Elle prend comme exemple le centre de table de Kim Kardashian décoré de raisins et de roses pour illustrer cette nouvelle esthétique de l’abondance superflue.
Elle déclare dans sa vidéo : « Qu’est ce qui évoque plus la richesse et l’excès de richesse que d’avoir un surplus de nourriture que l’on ne mange pas, surtout hors saison et qui ne sert plus que de décoration de table pour vos fêtes ? »
Food et luxe devient une expérience sensorielle
Michael Scanlon, directeur créatif de l’agence Chandelier, résume bien ce tournant : « La nourriture est devenue un symbole de statut social. Elle incarne le luxe, l’expérience, le goût et les bons moments partagés. »
Aujourd’hui, le luxe ne vend plus seulement un produit, mais une expérience.
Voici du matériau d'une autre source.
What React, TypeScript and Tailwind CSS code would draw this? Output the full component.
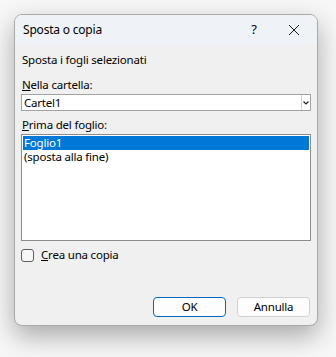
import React from 'react';

const font = { fontFamily: '"Noto Sans", "Liberation Sans", sans-serif' };

const App: React.FC = () => {
  return (
    <div className="w-[336px] h-[357px] bg-[#f7f7f7] pt-[14px] pl-[14px]" style={font}>
      <div className="w-[304px] h-[312px] flex flex-col rounded-[8px] border border-[#a9a9a9] bg-[#f0f0f0] overflow-hidden shadow-[0_10px_26px_rgba(0,0,0,0.32)] text-[11.5px] tracking-[-0.2px] text-black">
        {/* title bar */}
        <div className="h-[30px] flex items-center bg-[#eff3f8] shrink-0">
          <span className="pl-[8px] text-[12px] flex-1">Sposta o copia</span>
          <span className="w-[20px] text-center text-[13px] mr-[24px]">?</span>
          <svg width="12" height="12" viewBox="0 0 12 12" className="mr-[17px]">
            <path d="M1 1 L11 11 M11 1 L1 11" stroke="#1a1a1a" strokeWidth="1" />
          </svg>
        </div>

        {/* body */}
        <div className="flex-1 flex flex-col px-[6px] pt-[7px] pb-[8px]">
          <div className="h-[16px] leading-[16px] pl-[1px]">Sposta i fogli selezionati</div>

          <div className="h-[16px] leading-[16px] pl-[1px] mt-[9px]">
            <span className="underline">N</span>ella cartella:
          </div>
          <div className="mt-[1px] h-[17px] flex border border-[#a2a2a2] bg-white">
            <span className="flex-1 leading-[15px] pl-[2px]">Cartel1</span>
            <div className="w-[9px] border-l border-[#d4d4d4] flex items-center justify-center">
              <svg width="6" height="4" viewBox="0 0 6 4">
                <path d="M0.5 0.5 L3 3 L5.5 0.5" stroke="#222" strokeWidth="1.2" fill="none" />
              </svg>
            </div>
          </div>

          <div className="h-[16px] leading-[16px] pl-[1px] mt-[6px]">
            <span className="underline">P</span>rima del foglio:
          </div>
          <div className="mt-[1px] h-[107px] border border-[#8c8c8c] bg-white p-[1px]">
            <div className="h-[14px] leading-[14px] bg-[#0078d7] text-white pl-[1px]">Foglio1</div>
            <div className="h-[14px] leading-[14px] pl-[1px]">(sposta alla fine)</div>
          </div>

          <div className="mt-[6px] h-[16px] flex items-center">
            <div className="w-[13px] h-[13px] rounded-[3px] border border-[#5f5f5f] bg-[#f7f7f7]" />
            <span className="ml-[7px] leading-[16px]">
              <span className="underline">C</span>rea una copia
            </span>
          </div>

          <div className="flex-1" />

          <div className="flex justify-end gap-[11px] pr-[1px]">
            <button className="w-[73px] h-[20px] rounded-[4px] border border-[#0067c0] bg-[#fdfdfd] text-[11.5px] leading-[18px]">
              OK
            </button>
            <button className="w-[73px] h-[20px] rounded-[4px] border border-[#d0d0d0] bg-[#fdfdfd] text-[11.5px] leading-[18px]">
              Annulla
            </button>
          </div>
        </div>
      </div>
    </div>
  );
};

export default App;
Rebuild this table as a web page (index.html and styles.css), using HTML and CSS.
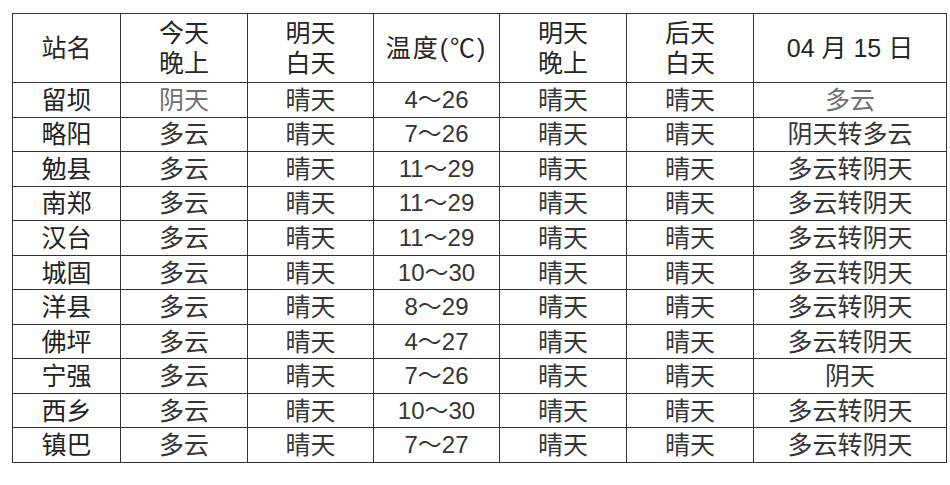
FILE: index.html
```html
<!DOCTYPE html>
<html lang="zh-CN">
<head>
<meta charset="utf-8">
<link rel="stylesheet" href="styles.css">
</head>
<body>
<table class="wx">
<colgroup>
<col class="c1"><col class="c2"><col class="c3"><col class="c4"><col class="c5"><col class="c6"><col class="c7">
</colgroup>
<thead>
<tr class="head">
<th>站名</th>
<th>今天<br>晚上</th>
<th>明天<br>白天</th>
<th class="temp">温度(℃)</th>
<th>明天<br>晚上</th>
<th>后天<br>白天</th>
<th>04 月 15 日</th>
</tr>
</thead>
<tbody>
<tr><td class="st">留坝</td><td class="lt">阴天</td><td>晴天</td><td class="num">4～26</td><td>晴天</td><td>晴天</td><td class="lt">多云</td></tr>
<tr><td class="st">略阳</td><td>多云</td><td>晴天</td><td class="num">7～26</td><td>晴天</td><td>晴天</td><td>阴天转多云</td></tr>
<tr><td class="st">勉县</td><td>多云</td><td>晴天</td><td class="num">11～29</td><td>晴天</td><td>晴天</td><td>多云转阴天</td></tr>
<tr><td class="st">南郑</td><td>多云</td><td>晴天</td><td class="num">11～29</td><td>晴天</td><td>晴天</td><td>多云转阴天</td></tr>
<tr><td class="st">汉台</td><td>多云</td><td>晴天</td><td class="num">11～29</td><td>晴天</td><td>晴天</td><td>多云转阴天</td></tr>
<tr><td class="st">城固</td><td>多云</td><td>晴天</td><td class="num">10～30</td><td>晴天</td><td>晴天</td><td>多云转阴天</td></tr>
<tr><td class="st">洋县</td><td>多云</td><td>晴天</td><td class="num">8～29</td><td>晴天</td><td>晴天</td><td>多云转阴天</td></tr>
<tr><td class="st">佛坪</td><td>多云</td><td>晴天</td><td class="num">4～27</td><td>晴天</td><td>晴天</td><td>多云转阴天</td></tr>
<tr><td class="st">宁强</td><td>多云</td><td>晴天</td><td class="num">7～26</td><td>晴天</td><td>晴天</td><td>阴天</td></tr>
<tr><td class="st">西乡</td><td>多云</td><td>晴天</td><td class="num">10～30</td><td>晴天</td><td>晴天</td><td>多云转阴天</td></tr>
<tr><td class="st">镇巴</td><td>多云</td><td>晴天</td><td class="num">7～27</td><td>晴天</td><td>晴天</td><td>多云转阴天</td></tr>
</tbody>
</table>
</body>
</html>
```
FILE: styles.css
```css
html, body {
  margin: 0;
  padding: 0;
  background: #ffffff;
}
body {
  padding: 13px 0 0 12px;
  font-family: "Liberation Sans", "Noto Sans CJK SC", sans-serif;
}
.wx {
  border-collapse: collapse;
  table-layout: fixed;
  width: 934px;
  color: #353535;
  font-size: 25px;
}
.c1 { width: 108px; }
.c2 { width: 127px; }
.c3 { width: 126px; }
.c4 { width: 126px; }
.c5 { width: 127px; }
.c6 { width: 127px; }
.c7 { width: 193px; }
.wx th, .wx td {
  border: 1px solid #333333;
  padding: 0;
  text-align: center;
  vertical-align: middle;
  line-height: 30px;
}
.wx th {
  font-weight: normal;
  color: #262626;
}
.wx th.temp { letter-spacing: 2px; }
.head { height: 69px; }
.wx tbody tr { height: 34.55px; }
.wx td.st { color: #222222; }
.wx td.lt { color: #707070; }
.wx td.num { font-size: 24px; }
```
Et quoi de plus sensoriel, émotionnel et mémorable qu’un moment gourmand ? La nourriture devient donc le parfait support pour scénariser la marque, créer de la connivence et générer du contenu partageable.
Par exemple, Hermès, Prada, Loewe ou Mytheresa s’associent à des chefs pour proposer des créations culinaires visuelles ultra instagrammables et Louis Vuitton a fait parler sur les réseaux sociaux avec son sac à main en chocolat. Et il ne s’agit que de quelques exemples parmi tant d’autres.

Et côté food, c’est l’inverse : certaines maisons se comportent désormais comme des marques de luxe, avec des produits rares, des réservations difficiles et des expériences haut de gamme.
Désir d’époque, food et luxe
La montée en puissance de la gastronomie est aussi le reflet de notre époque. Aujourd’hui on le voit bien, ce qui buzz sur les réseaux sociaux c’est entre autres : les restaurants expérientiels, les croissants de Cédric Grolet, les trompe-l’oeil et dégustations surprenantes… Tout concourt à faire de la nourriture un objet de désir culturel autant qu’un plaisir gustatif.